Compositional Verification of Smart Contracts Through Communication Abstraction (Extended)
This addresses the state explosion issue in smart contract verification for blockchain applications, offering a semi-automated solution that is relatively complete under moderate assumptions.
The paper tackles the intractable problem of verifying Solidity smart contracts with up to 2^160 users by introducing local bundles, which reduce contracts to sequential programs with a few representative users, achieving order-of-magnitude speedups compared to a state-of-the-art verifier.

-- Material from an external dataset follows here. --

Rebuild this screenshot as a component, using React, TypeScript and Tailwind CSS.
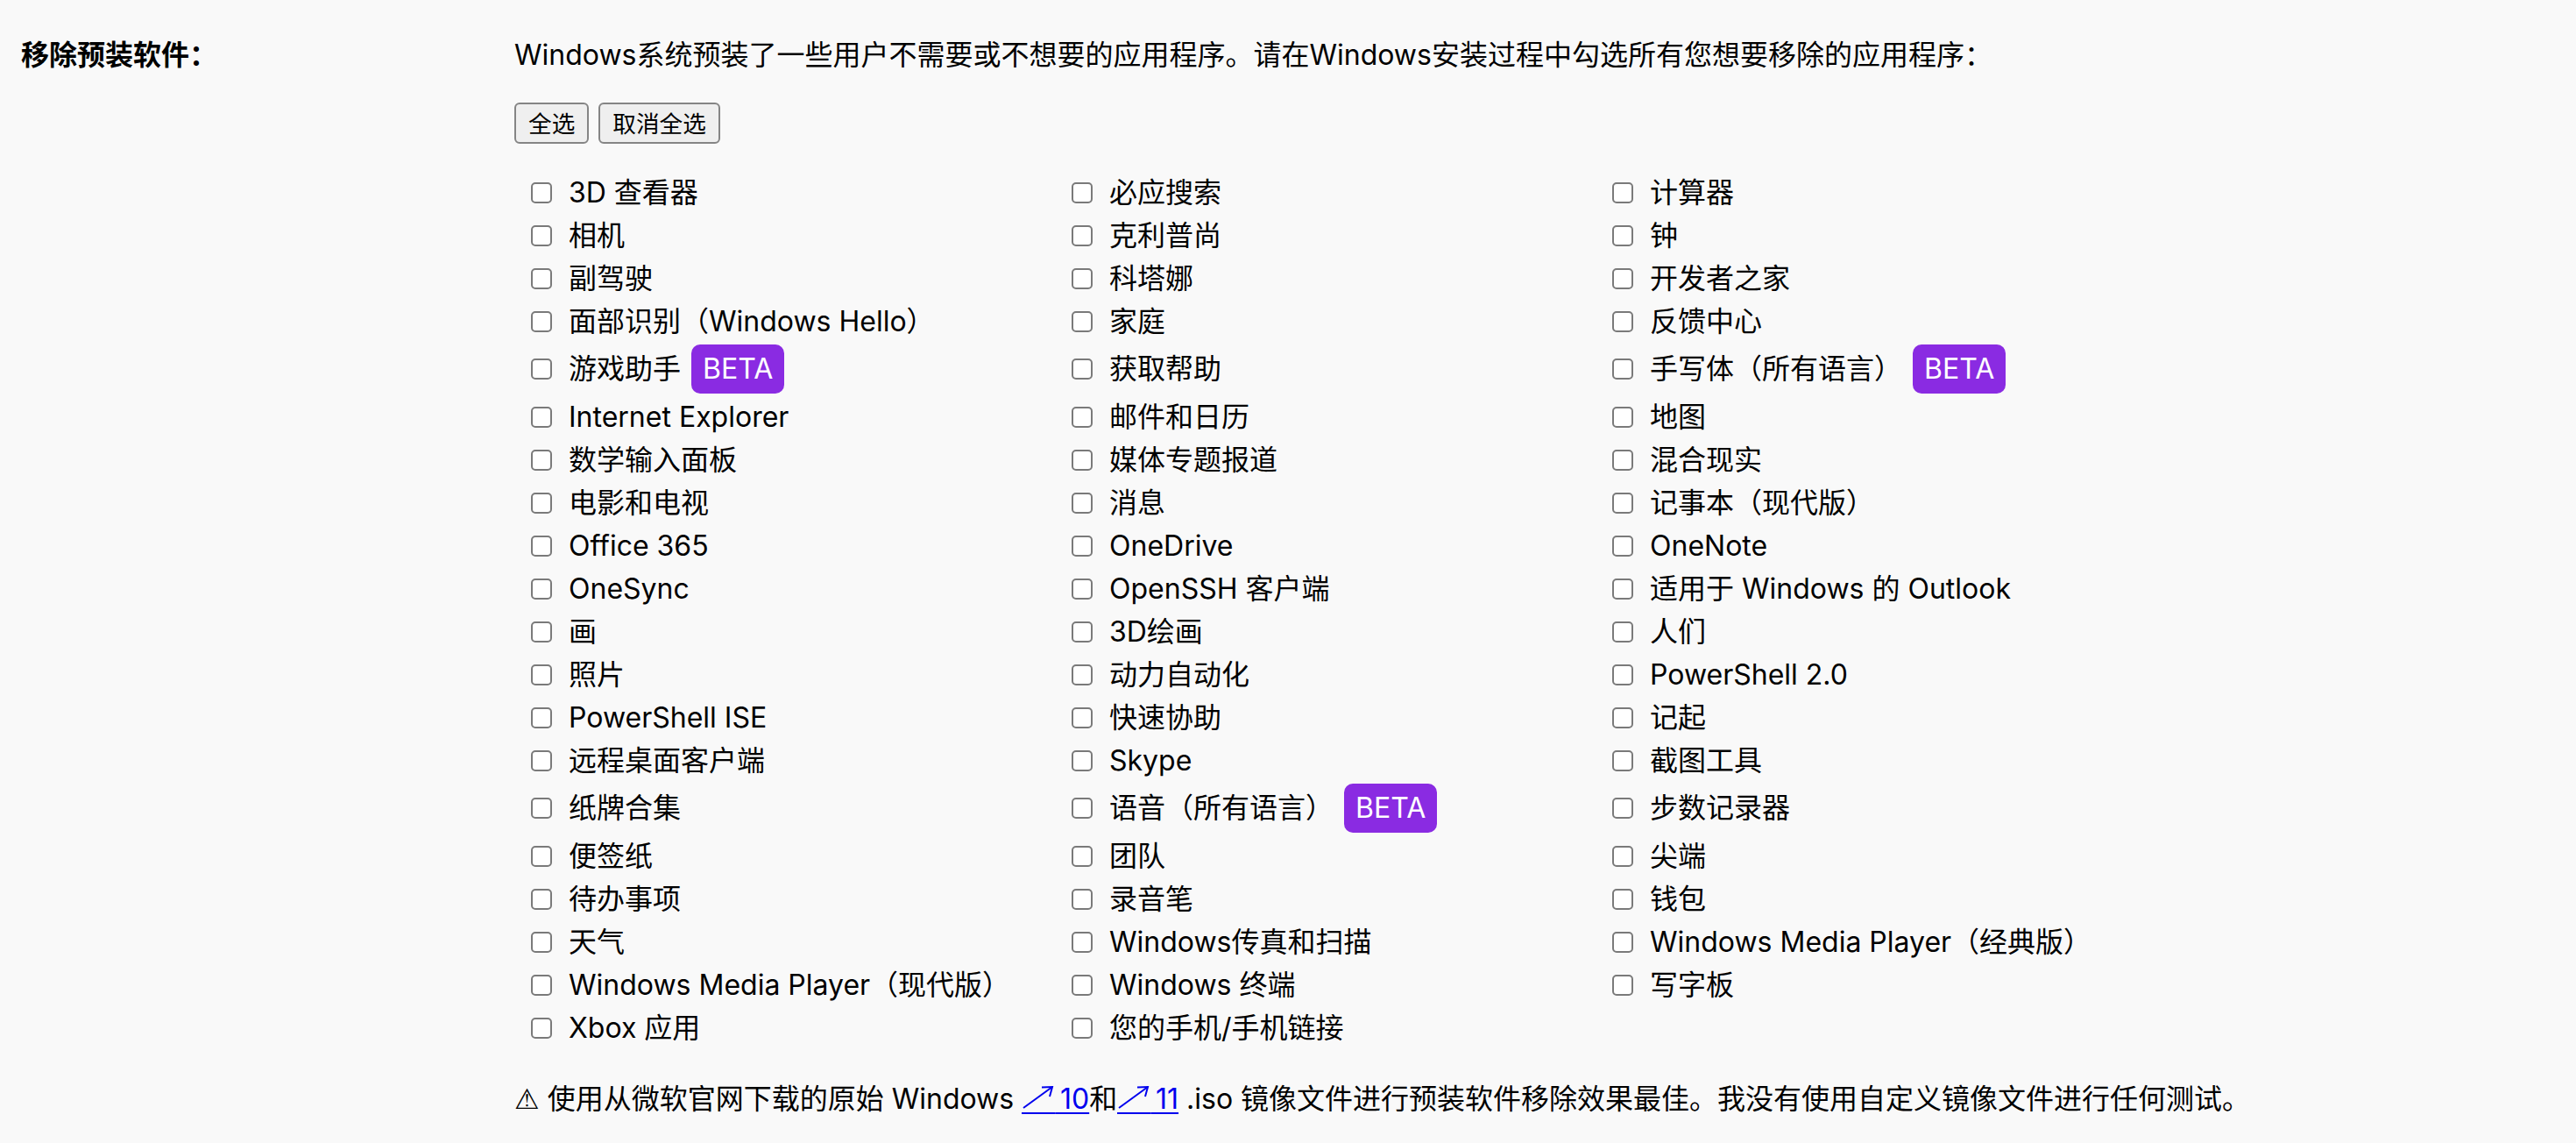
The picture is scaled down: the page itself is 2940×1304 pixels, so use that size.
import { useState } from 'react'

type App = { name: string; beta?: boolean }

// row-major order, three per row
const apps: App[] = [
  { name: '3D 查看器' }, { name: '必应搜索' }, { name: '计算器' },
  { name: '相机' }, { name: '克利普尚' }, { name: '钟' },
  { name: '副驾驶' }, { name: '科塔娜' }, { name: '开发者之家' },
  { name: '面部识别（Windows Hello）' }, { name: '家庭' }, { name: '反馈中心' },
  { name: '游戏助手', beta: true }, { name: '获取帮助' }, { name: '手写体（所有语言）', beta: true },
  { name: 'Internet Explorer' }, { name: '邮件和日历' }, { name: '地图' },
  { name: '数学输入面板' }, { name: '媒体专题报道' }, { name: '混合现实' },
  { name: '电影和电视' }, { name: '消息' }, { name: '记事本（现代版）' },
  { name: 'Office 365' }, { name: 'OneDrive' }, { name: 'OneNote' },
  { name: 'OneSync' }, { name: 'OpenSSH 客户端' }, { name: '适用于 Windows 的 Outlook' },
  { name: '画' }, { name: '3D绘画' }, { name: '人们' },
  { name: '照片' }, { name: '动力自动化' }, { name: 'PowerShell 2.0' },
  { name: 'PowerShell ISE' }, { name: '快速协助' }, { name: '记起' },
  { name: '远程桌面客户端' }, { name: 'Skype' }, { name: '截图工具' },
  { name: '纸牌合集' }, { name: '语音（所有语言）', beta: true }, { name: '步数记录器' },
  { name: '便签纸' }, { name: '团队' }, { name: '尖端' },
  { name: '待办事项' }, { name: '录音笔' }, { name: '钱包' },
  { name: '天气' }, { name: 'Windows传真和扫描' }, { name: 'Windows Media Player（经典版）' },
  { name: 'Windows Media Player（现代版）' }, { name: 'Windows 终端' }, { name: '写字板' },
  { name: 'Xbox 应用' }, { name: '您的手机/手机链接' },
]

// external-link arrow; the svg carries its own piece of the link underline
function ExternalArrow() {
  return (
    <svg width="38" height="36" viewBox="0 0 38 36" fill="none" className="inline align-[-9px]">
      <g stroke="currentColor" strokeWidth="2">
        <path d="M2 26 L35 2" />
        <path d="M23 2.5 L35 2 L32 13" />
      </g>
      <rect x="0" y="31" width="38" height="2" fill="currentColor" />
    </svg>
  )
}

export default function App() {
  const [checked, setChecked] = useState<boolean[]>(() => apps.map(() => false))

  const toggle = (i: number) =>
    setChecked((prev) => prev.map((v, j) => (j === i ? !v : v)))

  return (
    <div className="min-h-screen bg-[#f9f9f9] text-black text-[32px] font-['Inter','Noto_Sans_CJK_SC',sans-serif]">
      <div className="flex pt-[38px] pl-[24px]">
        <div className="w-[563px] shrink-0 h-[49px] leading-[49px] font-bold">移除预装软件：</div>

        <div className="flex-1">
          <p className="h-[49px] leading-[49px] whitespace-nowrap">
            Windows系统预装了一些用户不需要或不想要的应用程序。请在Windows安装过程中勾选所有您想要移除的应用程序：
          </p>

          {/* Select buttons */}
          <div className="mt-[30px] flex gap-[11px]">
            <button
              onClick={() => setChecked(apps.map(() => true))}
              className="h-[47px] px-[14px] text-[26.67px] bg-[#efefef] border-2 border-[#858585] rounded-[6px]"
            >
              全选
            </button>
            <button
              onClick={() => setChecked(apps.map(() => false))}
              className="h-[47px] px-[14px] text-[26.67px] bg-[#efefef] border-2 border-[#858585] rounded-[6px]"
            >
              取消全选
            </button>
          </div>

          {/* App list */}
          <div className="mt-[31px] pl-[19px] grid grid-cols-[repeat(3,617px)]">
            {apps.map((app, i) => (
              <label key={app.name} className="flex items-center min-h-[49px] whitespace-nowrap cursor-pointer">
                <input
                  type="checkbox"
                  checked={checked[i]}
                  onChange={() => toggle(i)}
                  className="appearance-none shrink-0 w-[24px] h-[24px] mr-[19px] bg-white border-2 border-[#7a7a7a] rounded-[5px] checked:bg-[#0075ff] checked:border-[#0075ff]"
                />
                <span>{app.name}</span>
                {app.beta && (
                  <span className="ml-[12px] my-[2px] h-[56px] px-[13px] flex items-center rounded-[10px] bg-[#8a2be2] text-white">
                    BETA
                  </span>
                )}
              </label>
            ))}
          </div>

          <p className="mt-[32px] h-[49px] leading-[49px] whitespace-nowrap">
            <span className="font-['Liberation_Sans','DejaVu_Sans',sans-serif]">⚠</span> 使用从微软官网下载的原始 Windows{' '}
            <a href="#" className="text-[#0000ee] underline decoration-2 underline-offset-[4px]">
              <ExternalArrow />{'\u2009'}10
            </a>
            和
            <a href="#" className="text-[#0000ee] underline decoration-2 underline-offset-[4px]">
              <ExternalArrow />{'\u2009'}11
            </a>
            {' '}.iso 镜像文件进行预装软件移除效果最佳。我没有使用自定义镜像文件进行任何测试。
          </p>
        </div>
      </div>
    </div>
  )
}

Solidity smart contracts are programs that manage up to 2^160 users on a blockchain. Verifying a smart contract relative to all users is intractable due to state explosion. Existing solutions either restrict the number of users to under-approximate behaviour, or rely on manual proofs. In this paper, we present local bundles that reduce contracts with arbitrarily many users to sequential programs with a few representative users. Each representative user abstracts concrete users that are locally symmetric to each other relative to the contract and the property. Our abstraction is semi-automated. The representatives depend on communication patterns, and are computed via static analysis. A summary for the behaviour of each representative is provided manually, but a default summary is often sufficient. Once obtained, a local bundle is amenable to sequential static analysis. We show that local bundles are relatively complete for parameterized safety verification, under moderate assumptions. We implement local bundle abstraction in SmartACE, and show order-of-magnitude speedups compared to a state-of-the-art verifier.